I feel that the scale of managing and governing and saving our shared water really is an issue for everybody in the watershed. Figuring out how to meet people where they are and get the message out widely has not been easy. Still, it has been a labor of love. I spent the summer traveling around the Great Lakes and meeting with groups in order to collect a wide range of Freshwater Stories.
As we prepare to launch the Freshwater Stories website on November 15th, I’m excited for the message to get out well beyond the people who already care about these issues. We need a megaphone to share the message that fresh water is urgent, there are many things that threaten our life giving water and that privatizing water right could take this future away from us. Water can bring us together. We just have to figure out how to gather the tribes, groups and constituencies and think logically about our shared future.
What words of wisdom do you have for others on how they can make a difference?
Learn about your source of water, its path, what pollutes it. Also, ask what other communities draw from the same water source. Also, ask what are your pipes made of. We want Freshwater Stories to turn knowledge into action. Each of the twelve stories includes an action to be taken. Right now, turn away from bottled water, get the right filter that is needed for safe drinking water based on what you learn about your water source and its path.
The EWG Tap Water Database is a great place to start. Learn about your water and claim what you already own. Insist day and night that water belongs to you and that it remain in public hands. Do not allow your water rights to be sold.
Are there any organizations that have been especially helpful to Freshwater Lab?
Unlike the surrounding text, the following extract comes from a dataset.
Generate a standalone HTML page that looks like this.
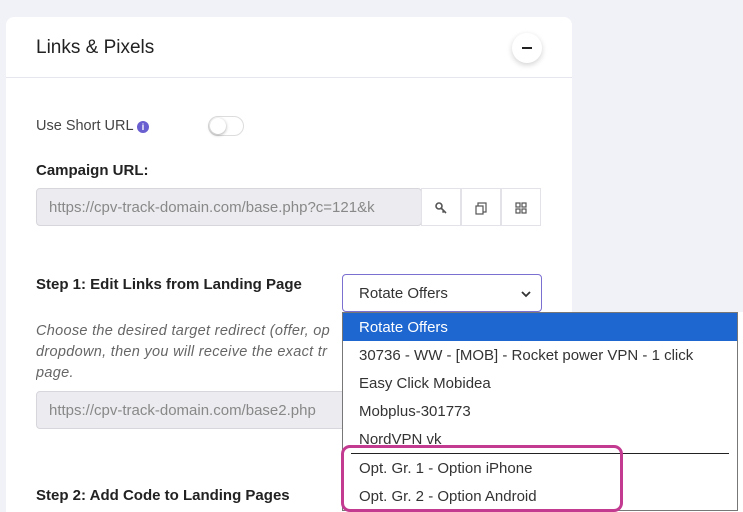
<!DOCTYPE html>
<html style="width:743px;height:512px;overflow:hidden"><head><style>
*{box-sizing:border-box;margin:0;padding:0}
body{width:743px;height:512px;overflow:hidden;background:#f1f1f8;font-family:"Liberation Sans",sans-serif;position:relative;color:#222}
.abs{position:absolute}
.card{left:6px;top:17px;width:566px;height:495px;background:#fff;border-radius:8px 8px 0 0}
.hdr{left:6px;top:77px;width:566px;height:1px;background:#e6e6ee}
.t{font-size:19px;color:#222;left:36px;top:37px}
.min{left:512px;top:33px;width:30px;height:30px;border-radius:50%;background:#fff;box-shadow:0 2px 6px rgba(0,0,0,.18)}
.min:after{content:"";position:absolute;left:10px;top:14px;width:10px;height:2px;background:#222}
.lbl{font-size:14.5px;color:#444}
.b{font-weight:bold;font-size:15px;color:#222}
.inp{background:#ececf0;border:1px solid #d6d6dc;border-radius:4px;color:#888;font-size:15px;padding:10px 12px;white-space:nowrap;overflow:hidden}
.btn{top:188px;width:40px;height:38px;border:1px solid #e2e2e8;background:#fff;color:#666;font-size:13px;text-align:center;line-height:36px}
.it{font-style:italic;color:#666;font-size:14.5px;line-height:21px;letter-spacing:.3px}
.dd{left:342px;top:312px;width:396px;height:199px;background:#fff;border:1px solid #777;overflow:hidden}
.dd div{height:28px;line-height:30px;padding-left:16px;font-size:15px;color:#333;white-space:nowrap}
</style></head><body>
<div class="abs card"></div>
<div class="abs" style="left:572px;top:312px;width:171px;height:200px;background:#fff"></div>
<div class="abs hdr"></div>
<div class="abs t">Links &amp; Pixels</div>
<div class="abs min"></div>
<div class="abs lbl" style="left:36px;top:118px">Use Short URL <span style="display:inline-block;width:12px;height:12px;border-radius:50%;background:#6a5fd0;color:#fff;font-size:9px;text-align:center;line-height:12px;font-weight:bold">i</span></div>
<div class="abs" style="left:208px;top:116px;width:36px;height:20px;border:1px solid #ddd;border-radius:10px;background:#fff"><div style="position:absolute;left:1px;top:1px;width:16px;height:16px;border-radius:50%;background:#fff;box-shadow:0 1px 3px rgba(0,0,0,.35)"></div></div>
<div class="abs b" style="left:36px;top:162px">Campaign URL:</div>
<div class="abs inp" style="left:36px;top:188px;width:386px;height:38px">https://cpv-track-domain.com/base.php?c=121&amp;k</div>
<div class="abs btn" style="left:421px">
<svg width="14" height="14" viewBox="0 0 14 14" style="margin-top:12px"><circle cx="5" cy="5" r="3" fill="none" stroke="#555" stroke-width="1.6"/><path d="M7 7l5 5M10 10l-1.5 1.5" stroke="#555" stroke-width="1.6"/></svg></div>
<div class="abs btn" style="left:461px">
<svg width="14" height="14" viewBox="0 0 14 14" style="margin-top:12px"><rect x="4" y="2" width="8" height="9" fill="none" stroke="#555" stroke-width="1.2"/><rect x="2" y="5" width="7" height="8" fill="#fff" stroke="#555" stroke-width="1.2"/></svg></div>
<div class="abs btn" style="left:501px">
<svg width="12" height="12" viewBox="0 0 12 12" style="margin-top:13px"><g fill="none" stroke="#555" stroke-width="1.2"><rect x="1" y="1" width="4" height="4"/><rect x="7" y="1" width="4" height="4"/><rect x="1" y="7" width="4" height="4"/><rect x="7" y="7" width="4" height="4"/></g></svg></div>
<div class="abs b" style="left:36px;top:276px">Step 1: Edit Links from Landing Page</div>
<div class="abs" style="left:342px;top:274px;width:200px;height:38px;border:1px solid #7b6fd0;border-radius:4px;background:#fff;font-size:15px;color:#333;padding:10px 16px">Rotate Offers<svg width="10" height="7" viewBox="0 0 10 7" style="position:absolute;right:10px;top:16px"><path d="M1 1l4 4 4-4" fill="none" stroke="#333" stroke-width="1.8"/></svg></div>
<div class="abs it" style="left:36px;top:321px;width:306px;height:64px;overflow:hidden;white-space:nowrap">Choose the desired target redirect (offer, op<br>dropdown, then you will receive the exact tr<br>page.</div>
<div class="abs inp" style="left:36px;top:391px;width:310px;height:38px">https://cpv-track-domain.com/base2.php</div>
<div class="abs b" style="left:36px;top:487px">Step 2: Add Code to Landing Pages</div>
<div class="abs dd">
<div style="background:#1e66d0;color:#fff">Rotate Offers</div>
<div>30736 - WW - [MOB] - Rocket power VPN - 1 click</div>
<div>Easy Click Mobidea</div>
<div>Mobplus-301773</div>
<div style="height:21px;overflow:hidden">NordVPN vk</div>
<div style="height:8px;padding:0;margin:0 8px;border-bottom:1px solid #222"></div>
<div>Opt. Gr. 1 - Option iPhone</div>
<div>Opt. Gr. 2 - Option Android</div>
</div>
<div class="abs" style="left:341px;top:445px;width:282px;height:67px;border:3px solid #c33a91;border-radius:9px"></div>
</body></html>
Too many to list. To name a few, the International Joint Commission, Alliance for the Great Lakes, Little Village Environmental Justice Organization, the Great Lakes and Saint Lawrence Cities Initiatives, the Mott Foundation, Great Lakes Law, Sacred Keepers Sustainability Lab, Faith in Place, Food and Water Watch, Great Lakes Commons, Blacks in Green, FLOW (For the Love of Water), the City of Benton Harbor, Patagonia, Goose Island and Aqua Forum.